Hj. Nayu Kulsum selaku Kepala Bidang Teknologi Pertanian pada Dinas Pertanian Kabupaten Bekasi, saat menjelaskan persediaan pupuk bagi petani di masa pandemi covid-19 |
Cikarang Pusat, Bekasi, SUARATOPAN -
Dimasa pandemi Covid-19 yang saat ini melanda Kabupaten Bekasi, hingga Bupati
Bekasi, H. Eka Supria Atmaja, SH pun memberlakukan Pembatasan Sosial Berskala Besar (PSBB) di beberapa wilayah, tidak menjadi kendala pada aspek pertanian.
Pasalnya, persediaan pupuk bagi petani
saat musim tanam sekarang ini, telah diperhitungkan Dinas Pertanian demi ketersediaan pangan di Kabupaten Bekasi. Meski petani harus tetap melakukan penanaman, hingga mereka tidak peduli dengan pandemi wabah Covid 19.
Begitupun dengan tenaga penyuluh pertanian, yang tetap turun di tengah petani dalam memberikan penyuluhan, demi keberhasilan panen padi yang ditanam. Sehingga persediaan pangan untuk Kabupaten Bekasi tetap terjaga.

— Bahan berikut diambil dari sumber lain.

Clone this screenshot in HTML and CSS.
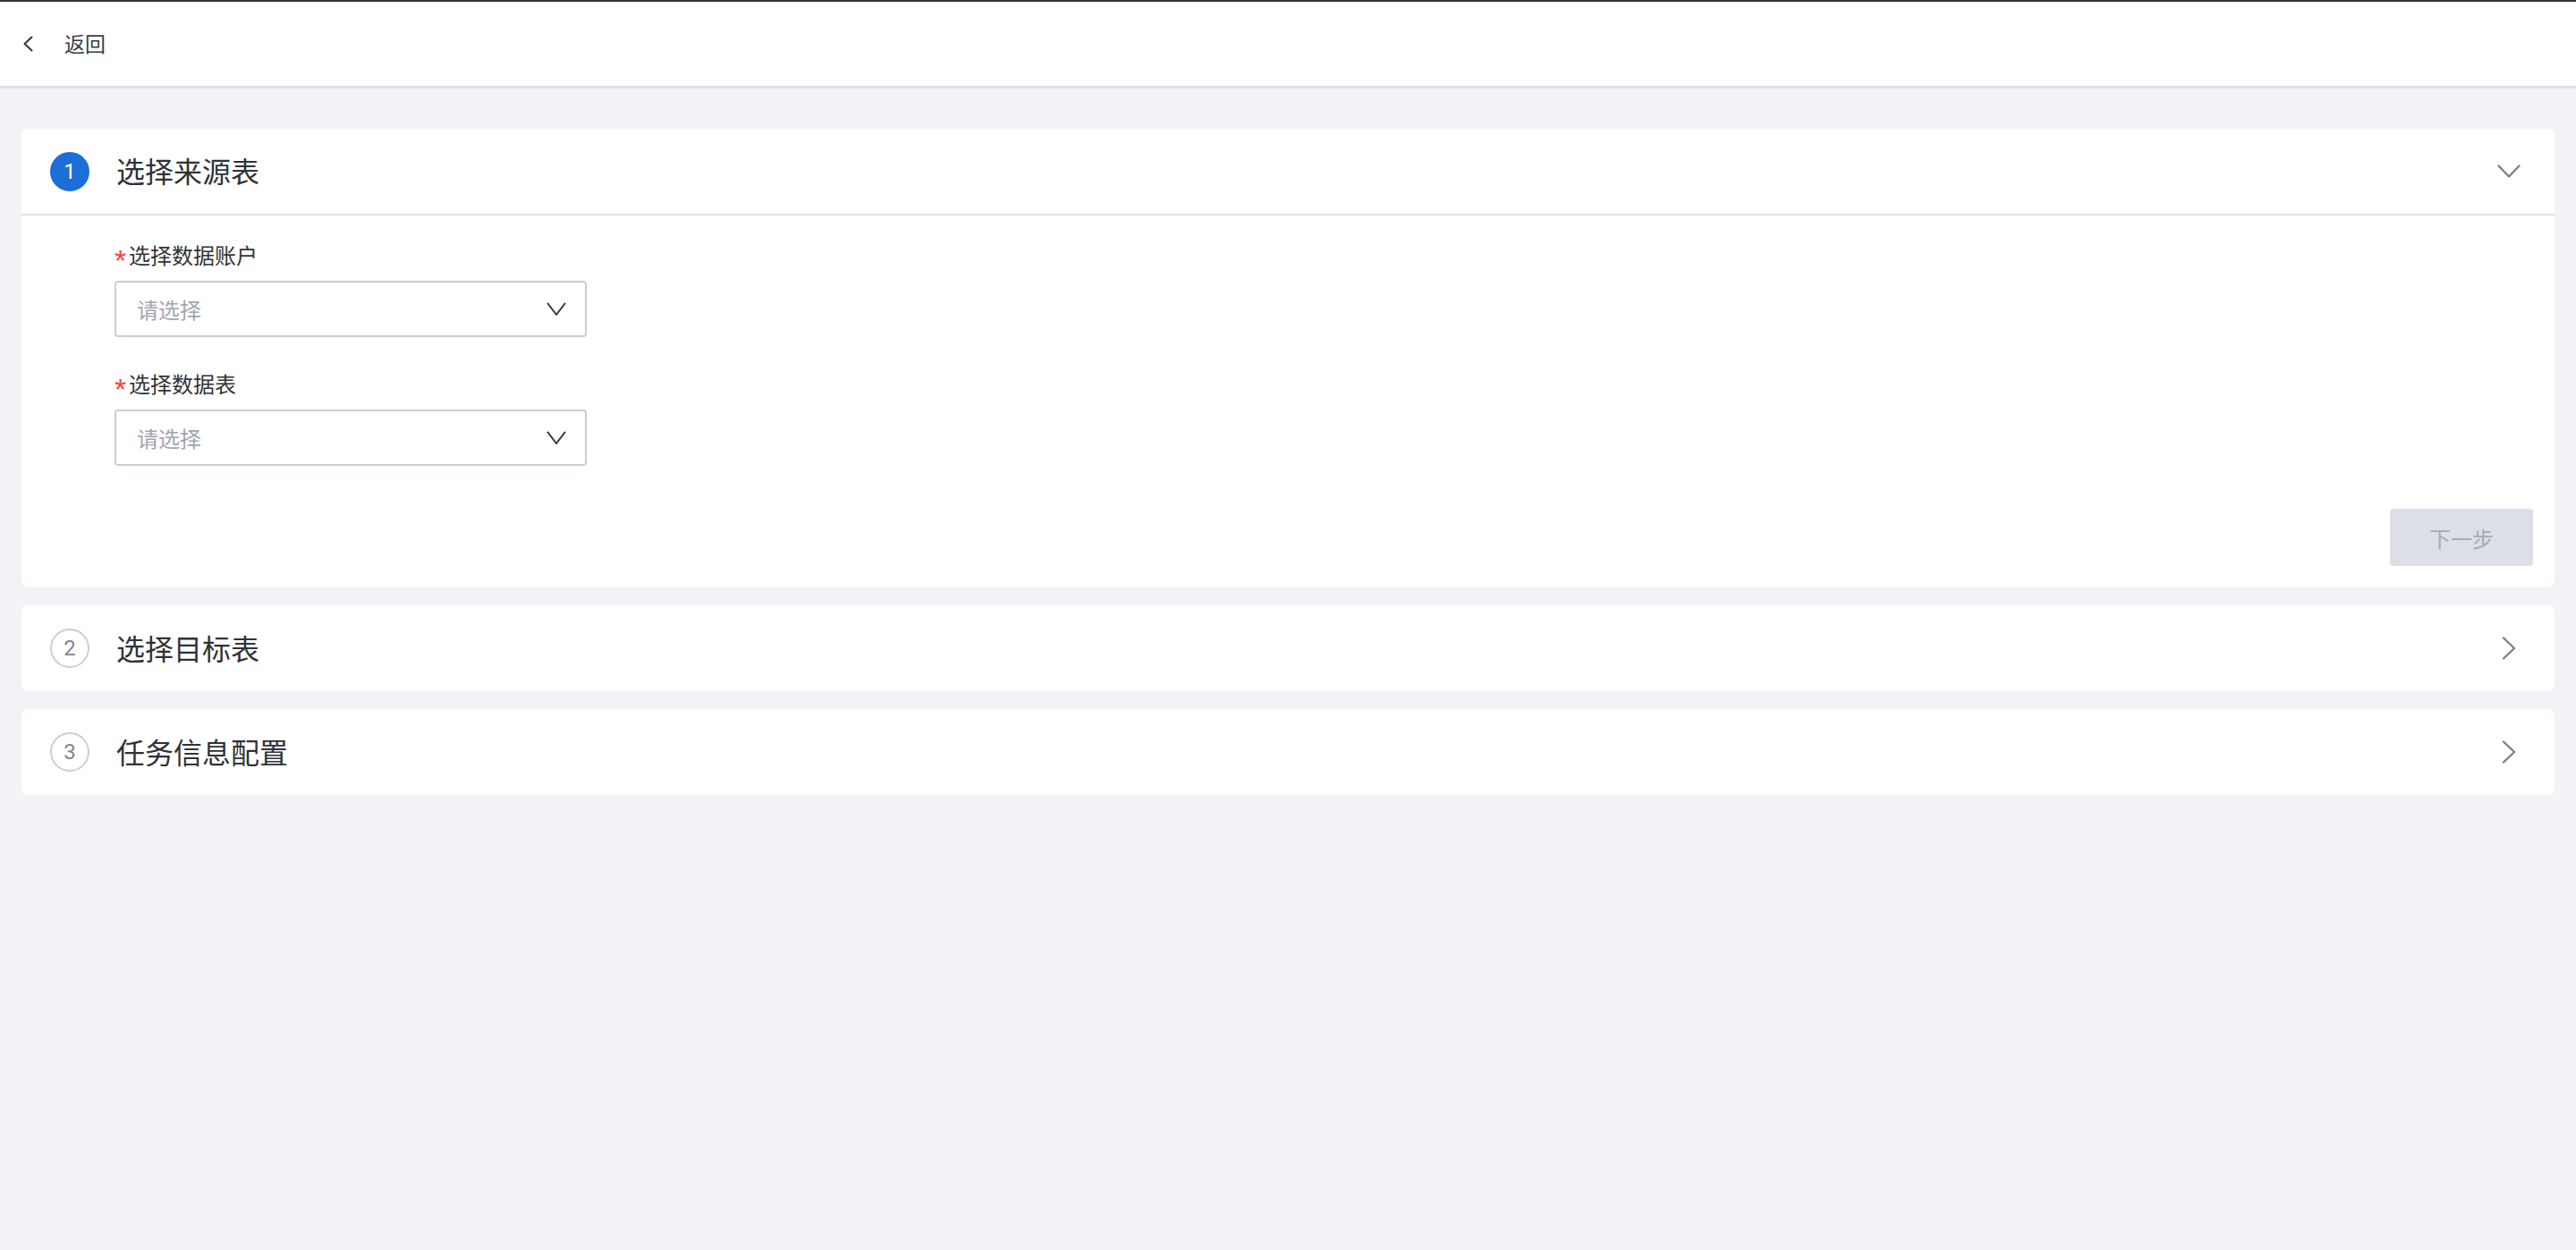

"Ketersediaan Pupuk tetap tercukupi. Tidak terganggu dengan PSBB dalam pendistribusian." kata Nayu Kulsum Kepala Bidang (Kabid) Teknologi Pertanian (TP) kepada awak media yang menemuinya di ruang kerjanya. Kompleks perkantoran Pemda Kabupaten Bekasi, Desa Sukamahi Kecamatan Cikarang Pusat. Rabu (29/04).
Menurutnya, sejak Bupati Neneng Hasanah Yasin hingga Eka Supria Atmaja sektor pertanian mendapatkan perhatian yang cukup besar.
"Mungkin karena mereka dari keluarga petani. Sehingga mengerti betul keadaan petani." Ujar Nayu, panggilan akrab Kabid TP ini.
Untuk menjamin ketersedian pupuk, para petani yang kurang pupuk dapat mengajukan ke dinas pertanian melalui tenaga penyuluh kecamatan setempat. Karena tidak diperkenankan petani dari Lecamatan A membeli pupuk di Kecamatan B.
Sistem irigasi untuk mengairi persawahan pun terus dijalankan untuk memasok air di seluruh area. Dimana area persawahan di Kabupaten Bekasi mencapai 48 ribu hektar lebih.
"Kami hanya mengurusi irigasi di persawahan. Sedangkan irigasi induk yang menggunakan sungai Citarum dan Ciliwung menjadi kewenangan dinas PUPR dan Provinsi Jawa Barat." Lanjutnya.
Sedangkan untuk menjamin agar petani tidak mengalami kerugian apabila gagal panen. Dinas Pertanian hanya bisa menyarankan agar petani mau mengasuransikan area persawahannya.
"Hanya 36 ribu rupiah per hektar per musim." ungkapnya.
Dijelaskan Nayu, Biaya sesungguhnya untuk asuransi adalah 120 ribu. Pemerintah mensubsidi sebesar 84 ribu. Sehingga petani hanya membayar 36 ribu rupiah saja. Apabila terjadi gagal panen 25% saja dalam satu hektar, petani mendapatkan uang ganti sebesar 6 juta rupiah dari pihak asuransi.
"Sayangnya, masih banyak petani yang kurang berkenan mengikuti asuransi tersebut." tutur Nayu.
Salah satu alasan utama para petani adalah mereka hanya buruh tani dan belum pernah mengalami gagal panen.
"Perlu sosialisasi yang lebih intens. Karena asuransi dari Jasindo ini sangat menguntungkan petani." tandasnya.
Diterangkannya, gagal panen ini dalam cakupan luas, seperti terkena musibah banjir, terkena hama dan lain sebagainya. Dan hanya dilihat 25% dari 1 hektar sawah, petani bisa mengajukan klaim pergantian modal tanam. (ST).